Yuchin was arrested and beaten by members of the MPP before he entered the
United States on a student visa in 2004. He was granted asylum and became a legal
permanent resident, but two years later he was convicted of aggravated battery and lost
his legal status. Yuchin left the United States in 2009 to attend a funeral in Canada;
when he reentered, he was immediately placed in removal proceedings. Yuchin then
bounced between Illinois criminal court (he was convicted of burglary, but the
conviction was later vacated, and of retail theft twice) and immigration court for years.
During most of this time Yuchin was incarcerated or in immigration custody.

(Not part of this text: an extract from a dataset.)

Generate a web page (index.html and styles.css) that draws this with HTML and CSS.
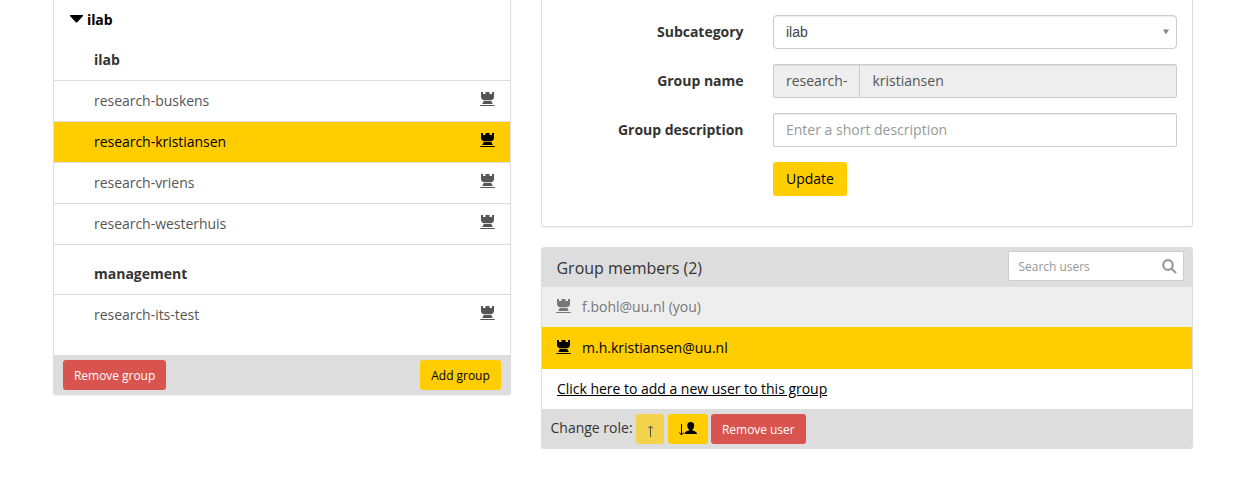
FILE: index.html
```html
<!DOCTYPE html>
<html lang="en">
<head>
<meta charset="utf-8">
<title>Group manager</title>
<link rel="stylesheet" href="styles.css">
</head>
<body>
<svg width="0" height="0" class="defs">
  <symbol id="tower" viewBox="0 0 15 15"><path d="M1 0H3V2H5.500V0H9.500V2H12V0H14V5.500Q13.500 7.500 11.500 8.200H3.500Q1.500 7.500 1 5.500ZM3.500 9H11.500V10L12.500 11V12H2.500V11L3.500 10ZM.3 13H14.700V14H.3Z"/></symbol>
</svg>
<main class="layout">
  <section class="panel groups">
    <div class="category"><svg class="caret" width="13" height="8" viewBox="0 0 13 8"><path d="M0 0H13V1L7 7.500H6L0 1Z"/></svg>ilab</div>
    <h4 class="subcategory">ilab</h4>
    <ul class="list">
      <li>research-buskens<svg class="tower"><use href="#tower"/></svg></li>
      <li class="active">research-kristiansen<svg class="tower"><use href="#tower"/></svg></li>
      <li>research-vriens<svg class="tower"><use href="#tower"/></svg></li>
      <li>research-westerhuis<svg class="tower"><use href="#tower"/></svg></li>
    </ul>
    <h4 class="subcategory second">management</h4>
    <ul class="list last">
      <li>research-its-test<svg class="tower"><use href="#tower"/></svg></li>
    </ul>
    <footer class="groups-footer"><button class="btn small danger remove-group">Remove group</button><button class="btn small add-group">Add group</button></footer>
  </section>
  <div class="details">
    <section class="panel properties">
      <div class="field"><span class="label">Subcategory</span><div class="control select"><span>ilab</span><svg width="6" height="6" viewBox="0 0 6 6"><path d="M0 .5H6L3 5.500Z"/></svg></div></div>
      <div class="field"><span class="label">Group name</span><div class="control group-name"><span class="prefix">research-</span><span class="value">kristiansen</span></div></div>
      <div class="field"><span class="label">Group description</span><div class="control placeholder">Enter a short description</div></div>
      <button class="btn update">Update</button>
    </section>
    <section class="panel members">
      <header class="members-header"><span>Group members (2)</span><div class="search"><span>Search users</span><svg width="15" height="15" viewBox="0 0 15 15"><circle cx="6" cy="6" r="4.800"/><path d="M9.500 9.500L14 14"/></svg></div></header>
      <div class="member self"><svg class="tower"><use href="#tower"/></svg>f.bohl@uu.nl (you)</div>
      <div class="member active"><svg class="tower"><use href="#tower"/></svg>m.h.kristiansen@uu.nl</div>
      <div class="member add"><a>Click here to add a new user to this group</a></div>
      <footer class="members-footer"><span>Change role:</span>
        <button class="btn small up"><svg width="7" height="12" viewBox="0 0 7 12"><path class="arrow" d="M3.500 12V1M1 3.500L3.500 1L6 3.500"/></svg></button>
        <button class="btn small down"><svg width="18" height="14" viewBox="0 0 18 14"><path class="arrow" d="M2.500 2V13M.5 10.500L2.500 13L4.500 10.500"/><path d="M8.200 3.500Q8.200 0 11.700 0Q15.200 0 15.200 3.500Q15.200 6 13.500 7.500V8.500Q18 9.500 18 12H5.500Q5.500 9.500 10 8.500V7.500Q8.200 6 8.200 3.500Z"/></svg></button>
        <button class="btn small danger">Remove user</button>
      </footer>
    </section>
  </div>
</main>
</body>
</html>
```
FILE: styles.css
```css
* { box-sizing: border-box; }
body { margin: 0; background: #fff; color: #333; font: 14px/20px "Open Sans", sans-serif; overflow: hidden; }
.defs { display: none; }
.layout { display: flex; align-items: flex-start; gap: 30px; padding-left: 53px; }
.panel { border: 1px solid #ddd; border-radius: 3px; background: #fff; box-shadow: 0 1px 1px rgba(0,0,0,.05); }
.groups { width: 458px; border-top: 0; border-top-left-radius: 0; border-top-right-radius: 0; }
.category { display: flex; align-items: center; height: 40px; padding-left: 16px; gap: 4px; font-weight: bold; color: #000; letter-spacing: -.1px; }
.caret { margin-top: -3px; }
.subcategory { margin: 0; padding: 10px 40px; height: 40px; font-size: 14px; font-weight: bold; }
.second { height: 49px; padding-top: 19px; }
.list { margin: 0; padding: 0; list-style: none; border-bottom: 1px solid #ddd; }
.list li { display: flex; justify-content: space-between; height: 41px; padding: 10px 15px 0 40px; border-top: 1px solid #ddd; color: #555; letter-spacing: -.03px; }
.list .active { background: #ffcd00; color: #000; }
.list.last { height: 61px; border-bottom: 0; }
.tower { width: 15px; height: 15px; fill: currentColor; flex: none; }
.list .tower { margin-top: 1px; }
.groups-footer { display: flex; justify-content: space-between; height: 39px; padding: 5px 9px; background: #ddd; }
.btn { height: 34px; border: 0; border-radius: 3px; padding: 0 13px; background: #ffcd00; color: #000; font: inherit; white-space: nowrap; }
.small { height: 30px; padding: 2px 11px 0; font-size: 12px; letter-spacing: -.04px; }
.danger { background: #d9534f; color: #fff; }
.remove-group { width: 103px; }
.add-group { width: 81px; }
.details { width: 652px; display: grid; gap: 20px; }
.properties { height: 227px; padding: 15px 15px 0; border-top: 0; border-top-left-radius: 0; border-top-right-radius: 0; }
.field { display: grid; grid-template-columns: 186.500px 404px; gap: 29.500px; margin-bottom: 15px; }
.label { text-align: right; font-weight: bold; padding-top: 7px; letter-spacing: -.02px; }
.control { display: flex; align-items: center; height: 34px; padding: 0 12px; border: 1px solid #ccc; border-radius: 2px; box-shadow: inset 0 1px 1px rgba(0,0,0,.075); color: #555; }
.select { border-radius: 4px; justify-content: space-between; padding-right: 7px; color: #444; font-family: "Liberation Sans", sans-serif; }
.select svg { fill: #888; }
.group-name { padding: 0; background: #eee; }
.prefix { height: 32px; padding: 6px 12px; border-right: 1px solid #ccc; }
.value { padding-left: 12px; }
.placeholder { color: #999; }
.update { margin-left: 216px; }
.members { height: 202px; overflow: hidden; }
.members-header { display: flex; align-items: flex-start; justify-content: space-between; height: 39px; padding: 3px 8px 0 14.500px; background: #ddd; font-size: 16px; letter-spacing: -.02px; }
.members-header > span { padding-top: 7px; }
.search { display: flex; align-items: center; justify-content: space-between; width: 176px; height: 30px; padding: 0 6px 0 9.500px; border: 1px solid #ccc; border-radius: 2px; background: #fff; color: #999; font-size: 12px; }
.search span { padding-top: 2px; }
.search svg { fill: none; stroke: #999; stroke-width: 2.2; }
.member { display: flex; height: 40px; padding: 10px 14px; gap: 11px; }
.member .tower { margin-top: 2px; }
.self { background: #eee; color: #777; }
.member.active { height: 42px; padding-top: 11px; background: #ffcd00; color: #000; }
.member.add { padding-left: 15px; letter-spacing: -.02px; }
.add a { color: #000; text-decoration: underline; }
.members-footer { display: flex; height: 39px; padding: 5px 8.500px; background: #ddd; }
.members-footer span { width: 82px; margin-right: 3.500px; padding-top: 4px; white-space: nowrap; }
.members-footer svg { display: block; margin: auto; }
.arrow { fill: none; stroke: currentColor; stroke-width: 1; }
.up { width: 28px; margin-right: 4px; padding: 3px 0 0; opacity: .65; }
.down { width: 40px; margin-right: 3px; padding: 0; }
```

Finally, in April 2017, an immigration judge found Yuchin inadmissible because
his retail theft conviction was a crime involving moral turpitude, see 8 U.S.C.
§ 1182(a)(2)(A)(i)(I). Yuchin unsuccessfully appealed the decision to the Board and did
not seek review in this court. Later, however, he filed a motion to reopen the removal
proceedings based on newly discovered evidence. The Board denied the motion,
finding that the evidence could have been presented at Yuchin’s removal hearing.

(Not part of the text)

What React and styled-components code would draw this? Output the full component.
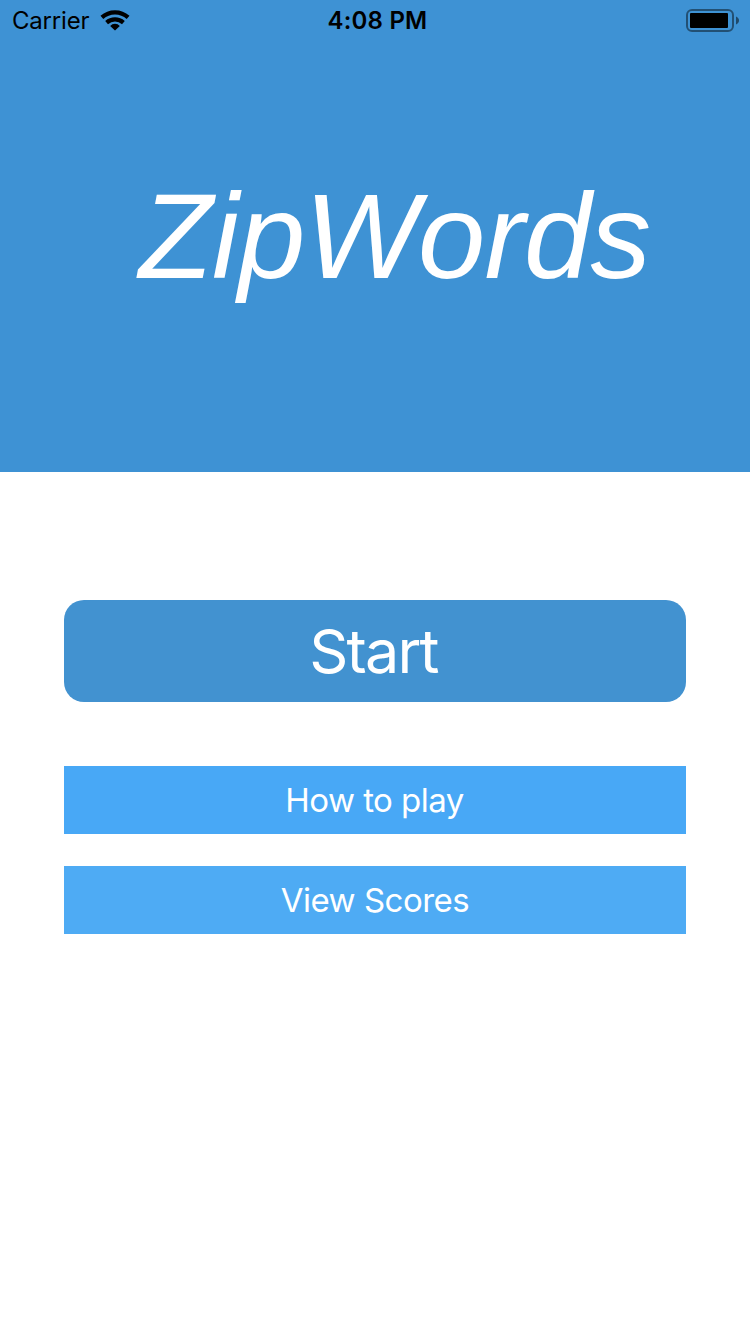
import React from 'react';
import styled, { createGlobalStyle } from 'styled-components';

const GlobalStyle = createGlobalStyle`
  * { box-sizing: border-box; }
  body { margin: 0; background: #fff; }
`;
const Screen = styled.main`
  width: 750px;
  height: 1334px;
  display: flex;
  flex-direction: column;
  overflow: hidden;
  background: #fff;
  font-family: Inter, "Liberation Sans", sans-serif;
`;
const Hero = styled.header`
  height: 472px;
  background: #3e92d4;
`;
const StatusBar = styled.div`
  height: 42px;
  display: grid;
  grid-template-columns: 1fr auto 1fr;
  align-items: center;
  padding: 0 10px 0 12px;
  color: #000;
`;
const Network = styled.div`
  display: flex;
  align-items: center;
  gap: 11px;
`;
const Label = styled.span`
  font-size: ${(p) => p.$size}px;
  font-weight: ${(p) => p.$weight || 400};
  letter-spacing: ${(p) => p.$spacing || 0}px;
  margin-right: ${(p) => p.$trim || 0}px;
  white-space: nowrap;
  line-height: 1.2;
`;
const Battery = styled.svg`
  justify-self: end;
`;
const Title = styled.h1`
  margin: 0;
  padding: 122px 0 0 39px;
  text-align: center;
  font: italic 400 121px/144px "Liberation Sans", sans-serif;
  letter-spacing: -0.8px;
  color: #fff;
`;
const Menu = styled.nav`
  display: flex;
  flex-direction: column;
  padding: 128px 64px 0;
`;
const StartButton = styled.button`
  height: 102px;
  margin-bottom: 64px;
  padding: 1px 0 0;
  border: 0;
  border-radius: 20px;
  background: #4292d0;
  color: #fff;
  font-family: inherit;
`;
const LinkButton = styled.button`
  height: 68px;
  margin-bottom: 32px;
  padding: 2px 0 0;
  border: 0;
  background: ${(p) => p.$color};
  color: #fff;
  font-family: inherit;
`;

export default function App() {
  return (
    <Screen>
      <GlobalStyle />
      <Hero>
        <StatusBar>
          <Network>
            <Label $size={24} $spacing={-0.2}>Carrier</Label>
            <svg width="30" height="22" viewBox="0 0 30 22" fill="none" stroke="#000" strokeWidth="4.2">
              <path d="M1.900 7.400a19.500 19.500 0 0 1 26.200 0" />
              <path d="M6.600 12.600a12.600 12.600 0 0 1 16.800 0" />
              <path d="M15 20.500l-4.800-4.600a6.600 6.600 0 0 1 9.600 0z" fill="#000" stroke="none" />
            </svg>
          </Network>
          <Label $size={24} $weight={600} $spacing={0.2} $trim={-3}>4:08 PM</Label>
          <Battery width="54" height="24" viewBox="0 0 54 24">
            <rect x="1" y="1" width="46" height="21" rx="5" fill="none" stroke="#000" strokeOpacity=".45" strokeWidth="2" />
            <rect x="4" y="4" width="38" height="15" rx="1" />
            <path d="M50 7.500c4 1.500 4 6.500 0 8z" fillOpacity=".5" />
          </Battery>
        </StatusBar>
        <Title>ZipWords</Title>
      </Hero>
      <Menu>
        <StartButton><Label $size={61} $spacing={-1.8} $trim={3}>Start</Label></StartButton>
        <LinkButton $color="#48a8f6"><Label $size={33} $spacing={-0.55} $trim={1}>How to play</Label></LinkButton>
        <LinkButton $color="#4eabf4"><Label $size={33} $spacing={-0.5}>View Scores</Label></LinkButton>
      </Menu>
    </Screen>
  );
}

We review the Board’s denial of a motion to reopen for abuse of discretion,
upholding the Board’s decision unless it lacks a rational explanation or rests on an
impermissible ground. See Darinchuluun v. Lynch, 804 F.3d 1208, 1217 (7th Cir. 2015).
The Board did not abuse its discretion here. To reopen removal proceedings
based on newly discovered evidence, the movant bears a “heavy burden” of showing
that the evidence “is material and was not available and could not have been
discovered or presented at the former hearing.” 8 C.F.R. § 1003.2(c)(1); Krougliak
v. I.N.S., 289 F.3d 457, 460 (7th Cir. 2002). Yuchin’s “newly discovered evidence”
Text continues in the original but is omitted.